Çam, toplumun ilerleyebilmesi için kadınların siyaset, ekonomi ve eğitim alanları dahil olmak üzere tüm alanlarda varlık göstermesi gerektiğine dikkati çekerek, şunları söyledi:
"Ülkemizi muasır medeniyetler seviyesine yükseltmek istiyorsanız, kadınlarınızın iyi bir şekilde yetiştirilmesi gerekiyor. İyi bir aile ve okul eğitimi almış bir kadın, kendi açısından topluma katma değer üretmesinin yanı sıra çocuklarını da yetiştiriyor. Eşinin yanında en önemli destekçisi oluyor. Kadının olgunluğu ve bilgi birikiminin artırılması demek, aslında bütün toplumun tekrardan inşası anlamına geliyor. Biz bir anlamda da sadece kadınların değil toplumu oluşturan tüm bireylerin parlamentodaki sesi olacağız. Korunması gereken en önemli değerimiz olan aile, aslında milletimizi oluşturan en önemli müessesemizdir. Kadın-erkek diye bir ayrım yapmaksızın, toplumun tümünü kuşatan bir gayretle bu konulara kafa yoracağız."
"Başörtülü-başı açık ayrımı literatürümüzden çıkmalı"
Başörtülü olarak TBMM'ye girmeye hazırlanan Çam, başörtüsünden dolayı üniversite yıllarında yaşadığı zorlukları şöyle dile getirdi:
"1987 yılında üniversiteye girdim. Başarılı bir öğrenciydim, ideallerim vardı, üniversitede kalmak istiyordum. İyi bir üniversitede, saf ve temiz bir gençlik hayali ile 17 yaşında kimya mühendisliği bölümüne, gayet bilinçli bir tercih yaparak başlamıştım. Akademik olarak ilerlemeyi ve bir buluş yapmayı bile hayal ediyordum. Nasip değilmiş. Üniversitede başörtülü bir öğrenci olarak işin içine girdikçe her şeyin hayallerimden çok daha farklı olduğunu gördüm. Rahmetli Özal döneminde başörtüsünün serbest olduğuna dair pek çok genelge yayınlanmış olsa da kıyafetlere karışmak isteyen hocalarımız pekala karışıyor ve derslere girmemizi engelleyebiliyorlardı. Üniversiteye adım attığım andan itibaren bu devasa sorunlarla karşılaşmaya başlamıştım ama bugüne geldiğimizde artık her şeyin normalleştiğini görüyoruz. Farklı dünya görüşlerinden evlatlarımız hepsi bir arada, rahatça derslere girebiliyor, birbirlerinden de bir farklılığın olmadığına şahit oluyorlar. Yani kıyamet kopmuyormuş."
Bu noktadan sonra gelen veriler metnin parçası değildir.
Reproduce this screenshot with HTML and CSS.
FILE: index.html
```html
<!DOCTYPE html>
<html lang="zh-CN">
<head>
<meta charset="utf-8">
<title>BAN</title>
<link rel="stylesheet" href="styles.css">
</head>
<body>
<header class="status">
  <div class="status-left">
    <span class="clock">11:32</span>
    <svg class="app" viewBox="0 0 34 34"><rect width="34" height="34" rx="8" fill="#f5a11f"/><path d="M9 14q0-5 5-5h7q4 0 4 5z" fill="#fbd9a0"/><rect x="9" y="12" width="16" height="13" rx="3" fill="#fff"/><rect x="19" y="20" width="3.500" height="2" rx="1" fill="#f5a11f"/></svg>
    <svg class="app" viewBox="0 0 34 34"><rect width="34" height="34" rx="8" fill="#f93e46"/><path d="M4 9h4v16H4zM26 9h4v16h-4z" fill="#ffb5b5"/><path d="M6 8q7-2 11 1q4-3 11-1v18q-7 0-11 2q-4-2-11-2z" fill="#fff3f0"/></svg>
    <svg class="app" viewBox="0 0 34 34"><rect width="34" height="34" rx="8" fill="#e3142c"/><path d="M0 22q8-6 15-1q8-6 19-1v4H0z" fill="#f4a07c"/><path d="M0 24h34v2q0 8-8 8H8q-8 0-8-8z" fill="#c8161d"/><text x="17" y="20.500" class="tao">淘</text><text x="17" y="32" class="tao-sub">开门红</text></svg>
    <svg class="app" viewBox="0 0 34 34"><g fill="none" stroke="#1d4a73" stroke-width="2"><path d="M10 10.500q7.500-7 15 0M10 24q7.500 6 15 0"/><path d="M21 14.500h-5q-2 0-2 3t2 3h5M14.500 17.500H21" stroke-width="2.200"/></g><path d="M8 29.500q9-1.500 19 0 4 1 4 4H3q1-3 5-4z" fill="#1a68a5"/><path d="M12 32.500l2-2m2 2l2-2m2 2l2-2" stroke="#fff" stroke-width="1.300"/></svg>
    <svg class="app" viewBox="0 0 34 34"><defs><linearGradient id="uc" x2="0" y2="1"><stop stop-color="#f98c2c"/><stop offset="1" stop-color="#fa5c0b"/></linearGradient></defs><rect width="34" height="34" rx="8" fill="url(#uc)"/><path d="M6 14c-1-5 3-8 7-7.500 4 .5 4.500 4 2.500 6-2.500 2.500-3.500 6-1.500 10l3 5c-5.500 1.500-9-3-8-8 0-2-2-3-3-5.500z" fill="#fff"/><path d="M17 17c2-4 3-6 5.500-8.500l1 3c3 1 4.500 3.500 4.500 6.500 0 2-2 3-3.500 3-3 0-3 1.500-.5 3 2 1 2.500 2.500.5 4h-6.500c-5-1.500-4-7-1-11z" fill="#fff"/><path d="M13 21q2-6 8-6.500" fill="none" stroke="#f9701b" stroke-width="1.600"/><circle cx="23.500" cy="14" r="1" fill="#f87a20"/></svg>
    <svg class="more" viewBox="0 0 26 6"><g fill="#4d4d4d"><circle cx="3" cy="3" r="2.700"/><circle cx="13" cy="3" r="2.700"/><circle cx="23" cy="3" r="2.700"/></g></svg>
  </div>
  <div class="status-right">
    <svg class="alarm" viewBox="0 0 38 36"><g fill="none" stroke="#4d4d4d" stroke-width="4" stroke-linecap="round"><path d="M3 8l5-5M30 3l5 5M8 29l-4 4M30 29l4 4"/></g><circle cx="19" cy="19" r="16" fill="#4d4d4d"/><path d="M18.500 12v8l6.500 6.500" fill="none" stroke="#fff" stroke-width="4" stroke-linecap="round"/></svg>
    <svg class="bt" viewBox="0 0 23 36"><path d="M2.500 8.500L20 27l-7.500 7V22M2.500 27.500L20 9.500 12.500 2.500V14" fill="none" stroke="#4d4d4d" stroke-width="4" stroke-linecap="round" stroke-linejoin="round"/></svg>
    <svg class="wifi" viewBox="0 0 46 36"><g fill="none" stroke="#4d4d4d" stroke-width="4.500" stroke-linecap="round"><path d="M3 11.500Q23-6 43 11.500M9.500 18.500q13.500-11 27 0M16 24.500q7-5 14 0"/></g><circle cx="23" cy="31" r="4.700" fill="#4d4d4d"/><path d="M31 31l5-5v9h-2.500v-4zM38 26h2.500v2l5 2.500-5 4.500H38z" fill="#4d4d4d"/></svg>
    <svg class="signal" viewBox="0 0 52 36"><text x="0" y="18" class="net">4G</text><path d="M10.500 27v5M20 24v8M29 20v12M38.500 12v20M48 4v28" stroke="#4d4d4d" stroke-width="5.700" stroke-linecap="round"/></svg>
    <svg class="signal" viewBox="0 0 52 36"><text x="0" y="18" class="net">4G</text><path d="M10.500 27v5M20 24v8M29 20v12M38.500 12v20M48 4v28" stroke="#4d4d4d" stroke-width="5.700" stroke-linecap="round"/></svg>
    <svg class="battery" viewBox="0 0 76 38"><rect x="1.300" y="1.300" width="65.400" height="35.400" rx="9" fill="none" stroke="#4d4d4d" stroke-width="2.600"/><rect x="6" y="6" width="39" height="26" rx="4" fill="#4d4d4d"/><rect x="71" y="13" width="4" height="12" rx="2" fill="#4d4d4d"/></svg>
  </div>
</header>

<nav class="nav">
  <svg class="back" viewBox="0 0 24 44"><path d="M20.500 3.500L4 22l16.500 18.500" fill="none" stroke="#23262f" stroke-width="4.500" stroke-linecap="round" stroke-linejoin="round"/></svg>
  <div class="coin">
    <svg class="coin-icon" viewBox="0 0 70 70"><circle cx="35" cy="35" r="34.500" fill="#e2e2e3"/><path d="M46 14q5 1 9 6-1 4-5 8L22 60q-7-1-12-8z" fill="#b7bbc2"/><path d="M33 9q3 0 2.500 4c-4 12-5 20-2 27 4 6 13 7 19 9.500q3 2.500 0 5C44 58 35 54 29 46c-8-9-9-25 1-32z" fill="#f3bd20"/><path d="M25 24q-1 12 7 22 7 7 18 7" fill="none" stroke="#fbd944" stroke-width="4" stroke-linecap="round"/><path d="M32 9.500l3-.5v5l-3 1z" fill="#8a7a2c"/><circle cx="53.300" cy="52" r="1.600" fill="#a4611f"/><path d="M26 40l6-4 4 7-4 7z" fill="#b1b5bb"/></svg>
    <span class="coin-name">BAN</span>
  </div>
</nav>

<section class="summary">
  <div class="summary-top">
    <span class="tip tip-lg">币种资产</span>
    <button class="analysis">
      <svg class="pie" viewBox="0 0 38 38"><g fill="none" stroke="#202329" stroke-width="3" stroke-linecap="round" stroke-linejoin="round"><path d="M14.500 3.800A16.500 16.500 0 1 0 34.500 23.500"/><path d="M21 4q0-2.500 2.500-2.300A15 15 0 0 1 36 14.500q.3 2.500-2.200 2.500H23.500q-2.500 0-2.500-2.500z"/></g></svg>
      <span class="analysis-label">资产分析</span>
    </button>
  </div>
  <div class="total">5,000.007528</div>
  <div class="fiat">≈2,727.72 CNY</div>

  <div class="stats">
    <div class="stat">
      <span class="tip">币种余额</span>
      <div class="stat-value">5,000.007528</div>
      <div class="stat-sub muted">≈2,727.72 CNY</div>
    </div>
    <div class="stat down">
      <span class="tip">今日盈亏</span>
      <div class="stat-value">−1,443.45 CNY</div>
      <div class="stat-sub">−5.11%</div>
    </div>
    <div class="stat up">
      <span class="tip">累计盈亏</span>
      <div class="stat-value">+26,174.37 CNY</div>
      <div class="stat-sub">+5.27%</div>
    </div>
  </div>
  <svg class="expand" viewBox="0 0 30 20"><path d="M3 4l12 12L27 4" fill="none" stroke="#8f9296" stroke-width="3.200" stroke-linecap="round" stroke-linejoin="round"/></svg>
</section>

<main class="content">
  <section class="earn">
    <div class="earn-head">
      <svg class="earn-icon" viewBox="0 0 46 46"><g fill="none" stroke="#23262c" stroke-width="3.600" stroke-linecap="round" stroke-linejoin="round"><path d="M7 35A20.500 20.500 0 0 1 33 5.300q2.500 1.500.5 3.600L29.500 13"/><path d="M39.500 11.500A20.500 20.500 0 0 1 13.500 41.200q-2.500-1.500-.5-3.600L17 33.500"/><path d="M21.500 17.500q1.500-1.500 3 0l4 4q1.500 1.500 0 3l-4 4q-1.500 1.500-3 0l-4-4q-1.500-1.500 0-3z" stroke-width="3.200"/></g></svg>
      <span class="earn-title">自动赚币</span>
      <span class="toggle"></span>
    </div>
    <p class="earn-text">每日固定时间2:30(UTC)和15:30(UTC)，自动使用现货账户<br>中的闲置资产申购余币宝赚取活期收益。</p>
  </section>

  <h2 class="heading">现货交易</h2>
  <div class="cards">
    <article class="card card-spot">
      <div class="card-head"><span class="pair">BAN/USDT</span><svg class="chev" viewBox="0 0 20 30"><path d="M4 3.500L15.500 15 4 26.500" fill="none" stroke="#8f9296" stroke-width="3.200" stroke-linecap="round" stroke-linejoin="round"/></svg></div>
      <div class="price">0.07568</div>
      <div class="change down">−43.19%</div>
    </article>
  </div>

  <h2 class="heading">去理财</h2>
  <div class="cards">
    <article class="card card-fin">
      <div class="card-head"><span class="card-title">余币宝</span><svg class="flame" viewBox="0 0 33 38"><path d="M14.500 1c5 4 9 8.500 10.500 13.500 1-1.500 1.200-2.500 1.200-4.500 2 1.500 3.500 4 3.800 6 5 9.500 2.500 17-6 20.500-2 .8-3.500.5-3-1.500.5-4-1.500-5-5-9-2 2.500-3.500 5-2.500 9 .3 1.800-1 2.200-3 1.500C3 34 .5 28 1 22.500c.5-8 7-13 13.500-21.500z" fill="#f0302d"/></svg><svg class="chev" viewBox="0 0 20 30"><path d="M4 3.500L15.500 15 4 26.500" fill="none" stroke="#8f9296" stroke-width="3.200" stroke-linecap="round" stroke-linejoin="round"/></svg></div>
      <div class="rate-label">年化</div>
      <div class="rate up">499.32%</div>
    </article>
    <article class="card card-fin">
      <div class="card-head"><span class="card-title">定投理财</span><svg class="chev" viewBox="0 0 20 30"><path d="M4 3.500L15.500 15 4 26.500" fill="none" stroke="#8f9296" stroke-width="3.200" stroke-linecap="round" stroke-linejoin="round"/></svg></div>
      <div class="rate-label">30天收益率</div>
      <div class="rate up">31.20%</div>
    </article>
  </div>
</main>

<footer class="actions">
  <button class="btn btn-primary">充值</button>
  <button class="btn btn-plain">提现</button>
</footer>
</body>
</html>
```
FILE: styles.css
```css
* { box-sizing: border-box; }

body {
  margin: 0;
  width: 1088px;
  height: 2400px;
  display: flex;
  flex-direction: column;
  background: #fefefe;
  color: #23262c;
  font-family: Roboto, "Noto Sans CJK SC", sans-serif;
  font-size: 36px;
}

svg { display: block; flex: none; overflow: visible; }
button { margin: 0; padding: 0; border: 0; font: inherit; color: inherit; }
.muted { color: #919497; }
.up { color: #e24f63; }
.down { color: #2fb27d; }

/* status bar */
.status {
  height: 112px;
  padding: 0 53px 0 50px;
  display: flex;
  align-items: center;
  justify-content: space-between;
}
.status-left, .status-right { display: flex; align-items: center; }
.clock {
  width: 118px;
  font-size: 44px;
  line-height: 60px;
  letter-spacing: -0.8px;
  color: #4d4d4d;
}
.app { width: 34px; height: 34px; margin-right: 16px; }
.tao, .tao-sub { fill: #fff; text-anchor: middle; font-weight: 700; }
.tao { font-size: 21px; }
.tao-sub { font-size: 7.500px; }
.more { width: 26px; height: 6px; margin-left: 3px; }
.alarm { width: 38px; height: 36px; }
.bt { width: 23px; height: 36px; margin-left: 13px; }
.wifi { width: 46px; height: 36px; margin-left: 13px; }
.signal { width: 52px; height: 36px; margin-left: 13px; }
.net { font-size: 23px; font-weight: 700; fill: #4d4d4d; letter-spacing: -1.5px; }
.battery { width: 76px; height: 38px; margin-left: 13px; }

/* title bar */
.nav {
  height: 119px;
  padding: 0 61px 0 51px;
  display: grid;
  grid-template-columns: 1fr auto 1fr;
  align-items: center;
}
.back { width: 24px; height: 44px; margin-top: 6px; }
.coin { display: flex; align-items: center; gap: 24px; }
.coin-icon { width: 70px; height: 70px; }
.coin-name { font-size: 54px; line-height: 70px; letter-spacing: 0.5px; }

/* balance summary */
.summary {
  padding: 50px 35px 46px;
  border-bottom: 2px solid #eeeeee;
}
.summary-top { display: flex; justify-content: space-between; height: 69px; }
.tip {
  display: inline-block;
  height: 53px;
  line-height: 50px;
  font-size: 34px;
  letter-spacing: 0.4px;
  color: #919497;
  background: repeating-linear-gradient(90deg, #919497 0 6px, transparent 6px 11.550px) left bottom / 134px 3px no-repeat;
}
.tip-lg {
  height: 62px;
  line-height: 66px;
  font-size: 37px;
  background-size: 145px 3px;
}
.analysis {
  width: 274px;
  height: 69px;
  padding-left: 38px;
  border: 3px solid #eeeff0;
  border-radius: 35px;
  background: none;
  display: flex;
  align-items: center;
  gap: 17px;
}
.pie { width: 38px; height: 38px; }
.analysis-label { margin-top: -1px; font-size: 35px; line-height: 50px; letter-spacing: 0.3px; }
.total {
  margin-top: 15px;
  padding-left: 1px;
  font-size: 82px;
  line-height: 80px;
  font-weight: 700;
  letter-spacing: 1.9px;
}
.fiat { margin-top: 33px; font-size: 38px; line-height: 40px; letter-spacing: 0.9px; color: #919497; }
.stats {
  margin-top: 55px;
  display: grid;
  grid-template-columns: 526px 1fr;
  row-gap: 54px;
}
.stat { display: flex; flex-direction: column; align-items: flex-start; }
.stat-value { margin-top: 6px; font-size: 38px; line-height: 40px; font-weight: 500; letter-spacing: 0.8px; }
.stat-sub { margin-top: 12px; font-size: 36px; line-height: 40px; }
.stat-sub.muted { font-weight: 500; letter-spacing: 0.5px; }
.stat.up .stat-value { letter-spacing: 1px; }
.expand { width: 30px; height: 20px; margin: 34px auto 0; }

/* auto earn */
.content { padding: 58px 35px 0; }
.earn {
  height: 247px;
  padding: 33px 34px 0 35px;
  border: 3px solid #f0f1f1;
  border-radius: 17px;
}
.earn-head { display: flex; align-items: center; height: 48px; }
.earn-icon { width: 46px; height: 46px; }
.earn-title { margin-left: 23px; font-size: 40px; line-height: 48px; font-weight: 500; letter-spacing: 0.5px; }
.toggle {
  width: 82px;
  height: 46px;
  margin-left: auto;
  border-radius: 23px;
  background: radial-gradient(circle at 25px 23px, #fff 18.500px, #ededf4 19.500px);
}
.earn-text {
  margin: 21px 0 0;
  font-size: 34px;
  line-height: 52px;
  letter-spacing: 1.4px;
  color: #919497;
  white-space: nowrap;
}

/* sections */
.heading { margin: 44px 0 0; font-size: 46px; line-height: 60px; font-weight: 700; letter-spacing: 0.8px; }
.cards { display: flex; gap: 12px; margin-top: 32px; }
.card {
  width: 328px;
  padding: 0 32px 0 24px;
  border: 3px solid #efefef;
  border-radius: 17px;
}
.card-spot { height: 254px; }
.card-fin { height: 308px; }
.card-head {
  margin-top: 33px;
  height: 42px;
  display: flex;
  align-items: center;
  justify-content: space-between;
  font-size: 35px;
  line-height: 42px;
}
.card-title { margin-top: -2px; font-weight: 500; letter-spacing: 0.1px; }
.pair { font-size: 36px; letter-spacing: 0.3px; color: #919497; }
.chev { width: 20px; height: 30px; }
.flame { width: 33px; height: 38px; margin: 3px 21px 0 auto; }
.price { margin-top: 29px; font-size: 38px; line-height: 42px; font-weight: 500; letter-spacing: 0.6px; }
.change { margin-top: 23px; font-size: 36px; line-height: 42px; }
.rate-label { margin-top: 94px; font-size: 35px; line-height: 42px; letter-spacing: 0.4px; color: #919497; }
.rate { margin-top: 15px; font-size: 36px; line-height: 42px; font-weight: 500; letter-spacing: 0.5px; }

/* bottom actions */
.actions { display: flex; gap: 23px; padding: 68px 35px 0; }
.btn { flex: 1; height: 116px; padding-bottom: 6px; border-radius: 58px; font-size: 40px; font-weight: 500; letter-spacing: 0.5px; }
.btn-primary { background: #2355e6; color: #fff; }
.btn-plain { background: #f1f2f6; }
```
Çam, başörtüsü konusunun özgürlüklerle alakalı bir mesele olduğuna vurgu yaparak, "Bireylerin kişisel tercihlerinin ötesinde bir anlam yüklemeden yaklaşmanın sonucudur. İnanç özgürlüğü, ülkemiz adına da çevremizdeki ülkeler adına da çok önemli. Artık bir ayrım olmaması gerektiğini düşünüyorum. Başörtülü-başı açık ayrımının tamamıyla literatürümüzden de çıkması gerektiğini düşünüyorum" dedi.
Milletvekilliği adaylığı, aile meclisinin kararı
AK Parti'den milletvekili adayı olması kararının aile meclisinde aldıklarının altını çizen Çam, "Aile olarak en ufak konularda dahi ortak karar verebilmek için aile meclisimizi toplarız. Küçük kızımız bile iki yaşından itibaren bu meclisin doğal üyesidir. Dolayısıyla bir karar verilecekse ailemizle yapmış olduğumuz istişareler neticesinde olur. Bu konu da ailemizin ortak vermiş olduğu bir karar oldu" ifadesini kullandı.